Stored dataset items:
>>>>

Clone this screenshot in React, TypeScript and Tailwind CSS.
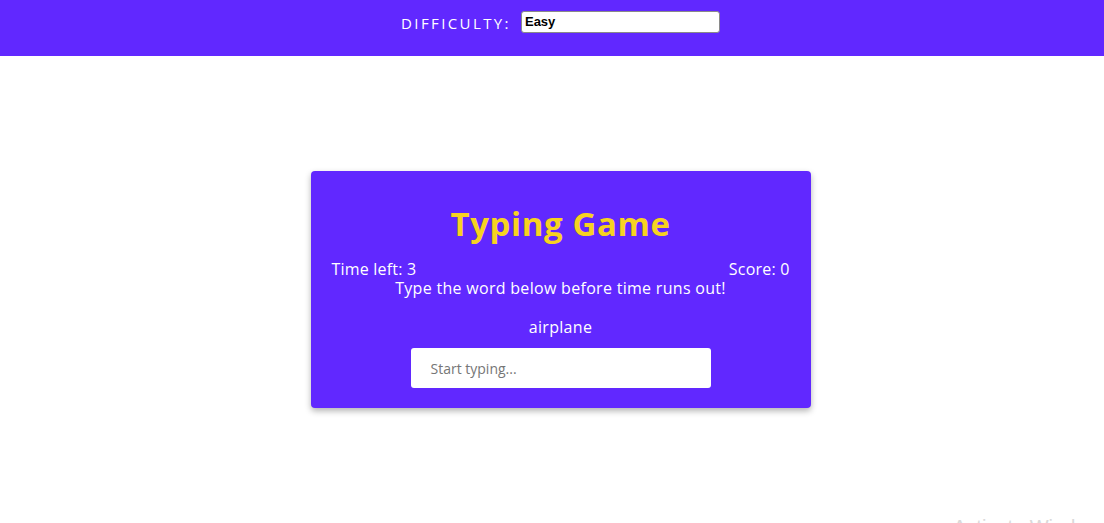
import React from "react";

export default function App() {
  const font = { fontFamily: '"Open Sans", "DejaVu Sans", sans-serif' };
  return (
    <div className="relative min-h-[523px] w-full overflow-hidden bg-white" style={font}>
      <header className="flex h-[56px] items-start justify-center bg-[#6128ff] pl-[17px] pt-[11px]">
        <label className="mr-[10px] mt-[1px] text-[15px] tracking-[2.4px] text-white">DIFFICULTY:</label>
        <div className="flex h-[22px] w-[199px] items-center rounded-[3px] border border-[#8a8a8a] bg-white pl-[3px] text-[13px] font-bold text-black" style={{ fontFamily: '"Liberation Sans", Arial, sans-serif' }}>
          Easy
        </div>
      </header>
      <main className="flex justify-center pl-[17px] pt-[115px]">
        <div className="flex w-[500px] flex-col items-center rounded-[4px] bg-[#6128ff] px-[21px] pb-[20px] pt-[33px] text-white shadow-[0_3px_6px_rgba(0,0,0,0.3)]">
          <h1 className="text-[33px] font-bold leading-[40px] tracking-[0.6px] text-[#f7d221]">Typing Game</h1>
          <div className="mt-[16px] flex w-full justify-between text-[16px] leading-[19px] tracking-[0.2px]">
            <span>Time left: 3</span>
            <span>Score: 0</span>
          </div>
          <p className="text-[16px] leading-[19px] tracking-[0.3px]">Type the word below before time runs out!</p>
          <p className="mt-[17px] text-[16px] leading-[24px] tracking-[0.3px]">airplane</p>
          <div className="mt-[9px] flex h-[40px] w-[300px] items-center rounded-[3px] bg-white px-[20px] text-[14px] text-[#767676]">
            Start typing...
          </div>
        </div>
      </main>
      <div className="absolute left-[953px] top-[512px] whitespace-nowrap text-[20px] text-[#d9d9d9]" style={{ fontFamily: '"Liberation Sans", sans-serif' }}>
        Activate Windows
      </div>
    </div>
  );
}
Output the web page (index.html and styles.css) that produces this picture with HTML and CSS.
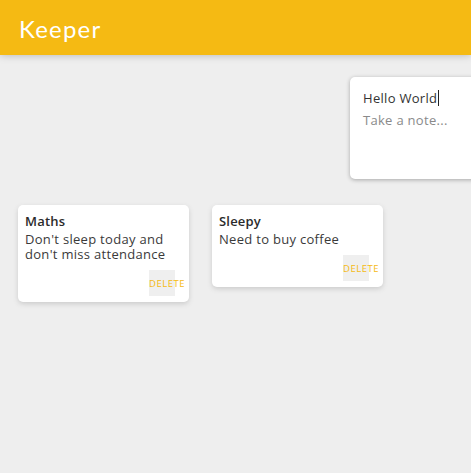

<<<<

_Your instructions:_ What comes back should match the records exactly, minus any pictures.

_Answer to the exercise:_
Clone this screenshot in React, TypeScript and Tailwind CSS.
import React from "react";

export default function App() {
  const font = { fontFamily: '"Open Sans", "DejaVu Sans", sans-serif' };
  return (
    <div className="relative min-h-[523px] w-full overflow-hidden bg-white" style={font}>
      <header className="flex h-[56px] items-start justify-center bg-[#6128ff] pl-[17px] pt-[11px]">
        <label className="mr-[10px] mt-[1px] text-[15px] tracking-[2.4px] text-white">DIFFICULTY:</label>
        <div className="flex h-[22px] w-[199px] items-center rounded-[3px] border border-[#8a8a8a] bg-white pl-[3px] text-[13px] font-bold text-black" style={{ fontFamily: '"Liberation Sans", Arial, sans-serif' }}>
          Easy
        </div>
      </header>
      <main className="flex justify-center pl-[17px] pt-[115px]">
        <div className="flex w-[500px] flex-col items-center rounded-[4px] bg-[#6128ff] px-[21px] pb-[20px] pt-[33px] text-white shadow-[0_3px_6px_rgba(0,0,0,0.3)]">
          <h1 className="text-[33px] font-bold leading-[40px] tracking-[0.6px] text-[#f7d221]">Typing Game</h1>
          <div className="mt-[16px] flex w-full justify-between text-[16px] leading-[19px] tracking-[0.2px]">
            <span>Time left: 3</span>
            <span>Score: 0</span>
          </div>
          <p className="text-[16px] leading-[19px] tracking-[0.3px]">Type the word below before time runs out!</p>
          <p className="mt-[17px] text-[16px] leading-[24px] tracking-[0.3px]">airplane</p>
          <div className="mt-[9px] flex h-[40px] w-[300px] items-center rounded-[3px] bg-white px-[20px] text-[14px] text-[#767676]">
            Start typing...
          </div>
        </div>
      </main>
      <div className="absolute left-[953px] top-[512px] whitespace-nowrap text-[20px] text-[#d9d9d9]" style={{ fontFamily: '"Liberation Sans", sans-serif' }}>
        Activate Windows
      </div>
    </div>
  );
}
Output the web page (index.html and styles.css) that produces this picture with HTML and CSS.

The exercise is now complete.